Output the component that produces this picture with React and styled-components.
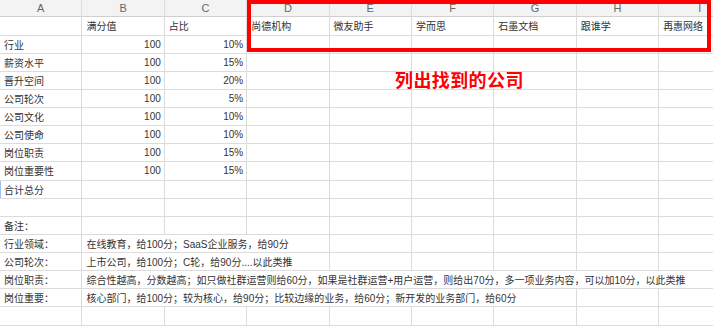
import React from "react";
import styled, { createGlobalStyle } from "styled-components";

const GlobalStyle = createGlobalStyle`
  body {
    margin: 0;
    background: #fff;
    font-family: "Liberation Sans", "Noto Sans CJK SC", Arial, sans-serif;
  }
`;

const Sheet = styled.div`
  position: relative;
  width: 713px;
  height: 326px;
  overflow: hidden;
  background: #fff;
`;

const Grid = styled.div`
  display: grid;
  grid-template-columns: repeat(9, 82.4px);
  grid-template-rows: 17.4px;
  grid-auto-rows: 18.125px;
`;

const HeadCell = styled.div`
  box-sizing: border-box;
  background: #f3f3f3;
  border-right: 1px solid #dcdcdc;
  border-bottom: 1px solid #d0d0d0;
  color: #666;
  font-size: 11px;
  display: flex;
  align-items: center;
  justify-content: center;
`;

const Cell = styled.div`
  box-sizing: border-box;
  grid-column: span ${(p) => p.$span || 1};
  border-right: 1px solid #dcdcdc;
  border-bottom: 1px solid #dcdcdc;
  box-shadow: ${(p) => (p.$active ? "inset 1px 0 0 #9dc3f2" : "none")};
  padding: 0 3px 0 4px;
  font-size: 10px;
  color: #333;
  white-space: nowrap;
  display: flex;
  align-items: center;
  justify-content: ${(p) => (p.$num ? "flex-end" : "flex-start")};
`;

// red hand-drawn markup over the company columns
const Frame = styled.div`
  position: absolute;
  left: 247px;
  top: 0;
  width: 464px;
  height: 52px;
  box-sizing: border-box;
  border: 4px solid #ff0000;
`;

const Note = styled.div`
  position: absolute;
  left: 395px;
  top: 67px;
  color: #ff0000;
  font-family: "Noto Sans CJK SC", sans-serif;
  font-weight: 700;
  font-size: 18px;
  letter-spacing: 0.4px;
  line-height: 24px;
`;

const cols = ["A", "B", "C", "D", "E", "F", "G", "H", "I"];
const companies = ["尚德机构", "微友助手", "学而思", "石墨文档", "跟谁学", "再惠网络"];

const scores = [
  ["行业", "10%"],
  ["薪资水平", "15%"],
  ["晋升空间", "20%"],
  ["公司轮次", "5%"],
  ["公司文化", "10%"],
  ["公司使命", "10%"],
  ["岗位职责", "15%"],
  ["岗位重要性", "15%"],
];

const notes = [
  ["行业领域：", "在线教育，给100分；SaaS企业服务，给90分", 3],
  ["公司轮次：", "上市公司，给100分；C轮，给90分....以此类推", 3],
  [
    "岗位职责：",
    "综合性越高，分数越高；如只做社群运营则给60分，如果是社群运营+用户运营，则给出70分，多一项业务内容，可以加10分，以此类推",
    8,
  ],
  ["岗位重要：", "核心部门，给100分；较为核心，给90分；比较边缘的业务，给60分；新开发的业务部门，给60分", 6],
];

const blanks = (n, key) =>
  Array.from({ length: n }, (_, i) => <Cell key={key + i} />);

export default function App() {
  return (
    <Sheet>
      <GlobalStyle />
      <Grid>
        {cols.map((c) => (
          <HeadCell key={c}>{c}</HeadCell>
        ))}

        <Cell />
        <Cell>满分值</Cell>
        <Cell>占比</Cell>
        {companies.map((c) => (
          <Cell key={c}>{c}</Cell>
        ))}

        {scores.map(([name, pct]) => (
          <React.Fragment key={name}>
            <Cell>{name}</Cell>
            <Cell $num>100</Cell>
            <Cell $num>{pct}</Cell>
            {blanks(6, name)}
          </React.Fragment>
        ))}

        <Cell $active>合计总分</Cell>
        {blanks(8, "sum")}

        {blanks(9, "gap")}

        <Cell>备注：</Cell>
        {blanks(8, "memo")}

        {notes.map(([label, text, span]) => (
          <React.Fragment key={label + span}>
            <Cell>{label}</Cell>
            <Cell $span={span}>{text}</Cell>
            {blanks(8 - span, label)}
          </React.Fragment>
        ))}

        {blanks(9, "end")}
      </Grid>
      <Frame />
      <Note>列出找到的公司</Note>
    </Sheet>
  );
}
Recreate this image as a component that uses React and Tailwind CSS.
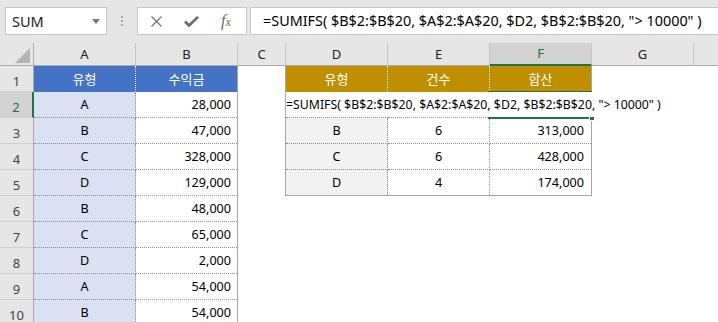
export default function App() {
  const ab = [
    ["A", "28,000"],
    ["B", "47,000"],
    ["C", "328,000"],
    ["D", "129,000"],
    ["B", "48,000"],
    ["C", "65,000"],
    ["D", "2,000"],
    ["A", "54,000"],
    ["B", "54,000"],
  ];
  const df = [
    ["B", "6", "313,000"],
    ["C", "6", "428,000"],
    ["D", "4", "174,000"],
  ];
  const rowNums = [1, 2, 3, 4, 5, 6, 7, 8, 9, 10];
  const formula = '=SUMIFS( $B$2:$B$20, $A$2:$A$20, $D2, $B$2:$B$20, "> 10000" )';

  return (
    <div className="w-[718px] h-[322px] overflow-hidden bg-white text-black font-['Noto_Sans','Noto_Sans_CJK_KR',sans-serif] text-[12.6px] leading-none">
      {/* Formula bar area */}
      <div className="h-[43px] bg-[#e6e6e6] flex items-start pt-[7px]">
        <div className="ml-[5px] w-[102px] h-[28px] bg-white border border-[#c6c6c6] flex items-center pl-[6px] pr-[6px] text-[14.5px] text-[#222]">
          <span className="flex-1">SUM</span>
          <svg width="8" height="5" viewBox="0 0 8 5">
            <path d="M0 0H8L4 5Z" fill="#7a7a7a" />
          </svg>
        </div>
        <div className="w-[30px] h-[28px] flex flex-col items-center justify-center gap-[2px]">
          <div className="w-[2px] h-[2px] bg-[#a8a8a8]" />
          <div className="w-[2px] h-[2px] bg-[#a8a8a8]" />
          <div className="w-[2px] h-[2px] bg-[#a8a8a8]" />
        </div>
        <div className="w-[110px] h-[28px] bg-white border border-[#c6c6c6] flex items-center pl-[12px]">
          <svg width="13" height="13" viewBox="0 0 13 13">
            <path d="M1.5 1.5L11.5 11.5M11.5 1.5L1.5 11.5" stroke="#7a7a7a" strokeWidth="1.4" />
          </svg>
          <svg className="ml-[21px]" width="15" height="11" viewBox="0 0 15 11">
            <path d="M1 5.5L5 9.5L14 1" stroke="#6f6f6f" strokeWidth="2.8" fill="none" />
          </svg>
          <span className="ml-[22px] font-['Liberation_Serif',serif] italic text-[16px] text-[#6a6a6a]">
            f<span className="text-[12px]">x</span>
          </span>
        </div>
        <div className="ml-[3px] flex-1 h-[28px] bg-white border border-r-0 border-[#c6c6c6] pl-[12px] flex items-center text-[14.4px] whitespace-nowrap overflow-hidden">
          {formula}
        </div>
      </div>

      {/* Column headers */}
      <div className="flex h-[23px] bg-[#e6e6e6] text-[13px] text-[#222]">
        <div className="w-[34px] border-r border-b border-[#ababab] flex items-end justify-end pr-[3px] pb-[2px]">
          <svg width="15" height="15" viewBox="0 0 15 15">
            <path d="M15 0V15H0Z" fill="#b4b4b4" />
          </svg>
        </div>
        <div className="w-[102px] border-r border-b border-r-[#c6c6c6] border-b-[#ababab] flex items-center justify-center">A</div>
        <div className="w-[102px] border-r border-b border-r-[#c6c6c6] border-b-[#ababab] flex items-center justify-center">B</div>
        <div className="w-[48px] border-r border-b border-r-[#c6c6c6] border-b-[#ababab] flex items-center justify-center">C</div>
        <div className="w-[102px] border-r border-b border-r-[#c6c6c6] border-b-[#ababab] flex items-center justify-center">D</div>
        <div className="w-[102px] border-r border-b border-r-[#c6c6c6] border-b-[#ababab] flex items-center justify-center">E</div>
        <div className="w-[102px] border-r border-r-[#c6c6c6] border-b-2 border-b-[#217346] bg-[#d2d2d2] text-[#217346] flex items-center justify-center">F</div>
        <div className="w-[102px] border-r border-b border-r-[#c6c6c6] border-b-[#ababab] flex items-center justify-center">G</div>
        <div className="flex-1 border-b border-[#ababab]" />
      </div>

      {/* Body */}
      <div className="flex items-start">
        {/* Row headers */}
        <div className="w-[34px] flex flex-col bg-[#e6e6e6] text-[13px] text-[#444]">
          {rowNums.map((n) =>
            n === 2 ? (
              <div key={n} className="h-[26px] border-b border-b-[#cfcfcf] border-r-2 border-r-[#217346] bg-[#d2d2d2] text-[#217346] flex items-center justify-center pt-[5px]">
                {n}
              </div>
            ) : (
              <div key={n} className="h-[26px] border-b border-b-[#cfcfcf] border-r border-r-[#ababab] flex items-center justify-center pt-[5px]">
                {n}
              </div>
            )
          )}
        </div>

        {/* Table A:B */}
        <div className="w-[204px] flex flex-col border-r border-[#a6a6a6]">
          <div className="flex h-[26px] bg-[#4472c4] text-white text-[13px]">
            <div className="w-[102px] border-r border-dotted border-white flex items-center justify-center">유형</div>
            <div className="flex-1 flex items-center justify-center">수익금</div>
          </div>
          {ab.map(([t, v], i) => (
            <div key={i} className="flex h-[26px]">
              <div className="w-[102px] bg-[#d9e1f2] border-r border-b border-dotted border-[#8c8c8c] flex items-center justify-center pt-[2px]">{t}</div>
              <div className="flex-1 border-b border-dotted border-[#8c8c8c] flex items-center justify-end pr-[6px] pt-[2px]">{v}</div>
            </div>
          ))}
        </div>

        {/* Column C */}
        <div className="w-[47px]" />

        {/* Table D:F */}
        <div className="w-[307px] flex flex-col border-l border-r border-b border-[#a6a6a6]">
          <div className="flex h-[26px] bg-[#bf8f00] text-white text-[13px]">
            <div className="w-[102px] border-r border-dotted border-white flex items-center justify-center">유형</div>
            <div className="w-[102px] border-r border-dotted border-white flex items-center justify-center">건수</div>
            <div className="flex-1 flex items-center justify-center">합산</div>
          </div>
          <div className="relative flex h-[26px]">
            <div className="w-[102px] border-b border-dotted border-[#8c8c8c]" />
            <div className="w-[102px] border-b border-dotted border-[#8c8c8c]" />
            <div className="relative flex-1">
              <div className="absolute left-[-2px] top-[-1px] w-[104px] h-[2px] bg-[#217346]" />
              <div className="absolute left-[-2px] bottom-[-1px] w-[101px] h-[2px] bg-[#217346]" />
              <div className="absolute right-[-4px] bottom-[-3px] w-[6px] h-[6px] bg-[#217346] border border-white" />
            </div>
            <div className="absolute left-0 top-0 h-[25px] bg-white pr-[4px] whitespace-nowrap flex items-center pt-[2px] z-10 text-[12.3px]">
              {formula}
            </div>
          </div>
          {df.map(([a, b, c], i) => (
            <div key={i} className={i === 2 ? "flex h-[25px]" : "flex h-[26px]"}>
              <div className={i === 2 ? "w-[102px] bg-[#f2f2f2] border-r border-dotted border-[#8c8c8c] flex items-center justify-center pt-[2px]" : "w-[102px] bg-[#f2f2f2] border-r border-b border-dotted border-[#8c8c8c] flex items-center justify-center pt-[2px]"}>{a}</div>
              <div className={i === 2 ? "w-[102px] border-r border-dotted border-[#8c8c8c] flex items-center justify-center pt-[2px]" : "w-[102px] border-r border-b border-dotted border-[#8c8c8c] flex items-center justify-center pt-[2px]"}>{b}</div>
              <div className={i === 2 ? "flex-1 flex items-center justify-end pr-[7px] pt-[2px]" : "flex-1 border-b border-dotted border-[#8c8c8c] flex items-center justify-end pr-[7px] pt-[2px]"}>{c}</div>
            </div>
          ))}
        </div>
      </div>
    </div>
  );
}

» **Short task**: Pull out every line holding "React" from the records above, and copy it.

» **Exercise output**:
Output the component that produces this picture with React and styled-components.
import React from "react";
          <React.Fragment key={name}>
          </React.Fragment>
          <React.Fragment key={label + span}>
          </React.Fragment>
Recreate this image as a component that uses React and Tailwind CSS.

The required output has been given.